CAAV member and former steering committee chair Les Grady presented a talk about climate change at the Massanutten Regional Library, downtown Harrisonburg, on Monday, April 20, 2015, entitled Help! My Planet’s in Trouble and I Don’t Know What to Do.
The Daily News-Record‘s Elaina Sauber was there along with photographer Nikki Fox. The below article was published in the Daily News-Record on Tuesday, April 21, 2015.
Climate Change Talk Hopes to Educate
by Elaina Sauber
HARRISONBURG – Les Grady thinks the first step to slowing down climate change is simply talking about it.
“Bringing up climate change in a polite society stops the conversation,” said Grady, member of the steering committee for the advocacy group Climate Action Alliance of the Valley. “We just don’t want to think about it, because we feel really helpless.”
The licensed professional engineer, who has taught environmental engineering at Purdue and Clemson universities, spoke to about 30 people Monday about addressing and alleviating the effects of climate change to commemorate Earth Day, which is Wednesday. The event was held at Massanutten Regional Library’s main branch in Harrisonburg.
Grady has also worked part time for the last two decades for CH2MHILL, the world’s largest environmental engineering consulting firm.
While 97 percent of climate scientists agree that warming trends of the last century are likely due to human activities, he said, a new study from Yale University shows that only 52 percent of Americans are concerned about climate change.
Skeptics argue that the Earth experiences natural shifts in climate, and any perceived changes aren’t being driven by the burning of fossil fuels.
Grady said the first thing to recognize when it comes to climate change is that a variety of research sources confirm its existence – not just temperature records.
“In fact, temperature records are probably the least reliable in the sense of indicators,” he added, due to natural variability and the fact that only about 1 percent of the Earth’s heat is in the atmosphere.
The oceans contain most of the planet’s heat. According to research from the National Oceanic and Atmospheric Administration, oceans’ heat content has risen almost continually since the mid-1990s.
Accepting climate change as reality also means accepting the role carbon dioxide plays in exacerbating it, Grady said.
As rising carbon dioxide levels contribute to higher temperatures, precipitation and sea levels also increase, Grady said.
“The more carbon we put into the atmosphere, the warmer it’s going to be,” he said.
Developing countries in Africa, South America and Indonesia are more vulnerable to issues stemming from climate change because they don’t have the economic resources to deal with the problems it presents, Grady said.
“Many people say this is a moral and ethical question, because their contributions to the problem are negligible – they haven’t emitted very much carbon dioxide,” Grady said.
Grady listed steps people can take to help address climate change in their own lives.
In Virginia, he said, transportation is the major source of carbon dioxide emissions, followed by electricity generation through the burning of coal. While anyone can make changes to their transportation and electricity use, Grady said the political process is crucial in persuading energy providers to follow suit.

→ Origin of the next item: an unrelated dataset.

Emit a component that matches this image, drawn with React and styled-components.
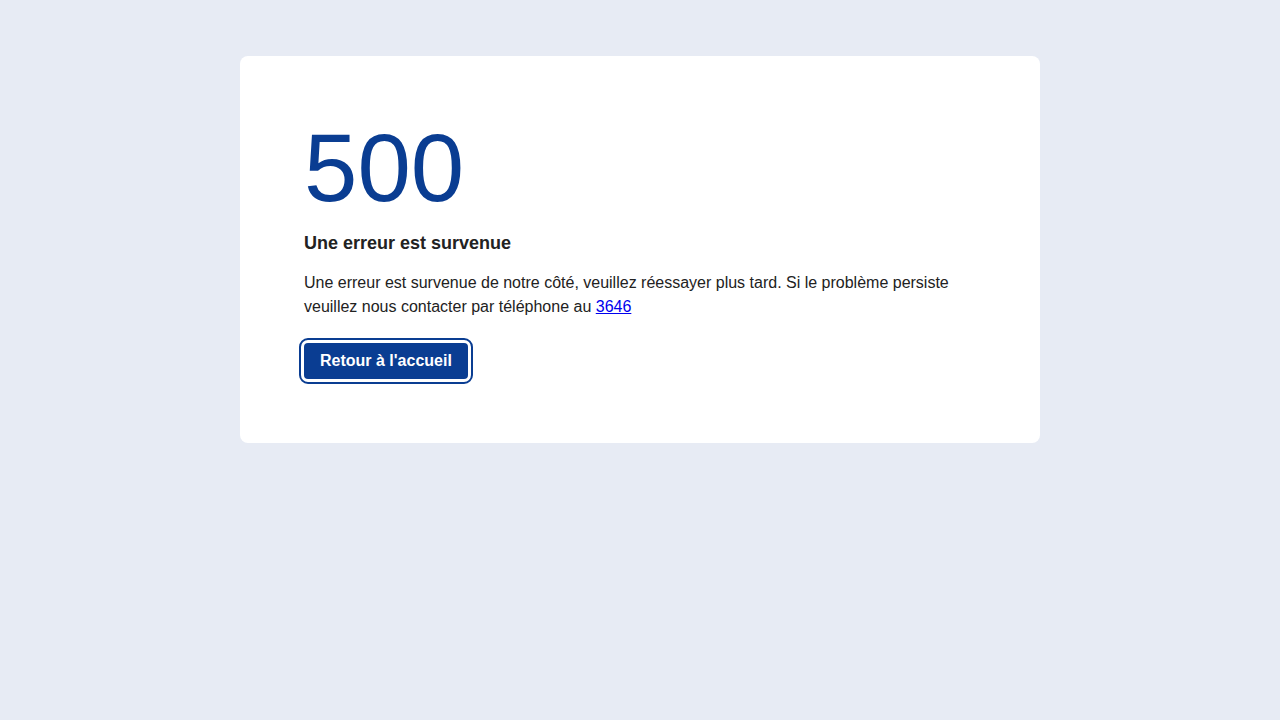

“We as citizens need to be active,” he said. “State electric generators really have not done very much, nor are they planning to, about this problem.”
He also encouraged attendees to calculate their carbon footprint using programs found on the Environmental Protection Agency’s website.
But the main course of action Grady advocates is implementing a carbon fee and dividend.
“We allow all of us to dump the waste from burning fossil fuels into the atmosphere,” he said.
A better solution, he said, is to charge households a fee commensurate with the impact of their carbon footprint, “so that when we buy it, we’re not socializing those costs anymore; they become privatized, just like the profits are.”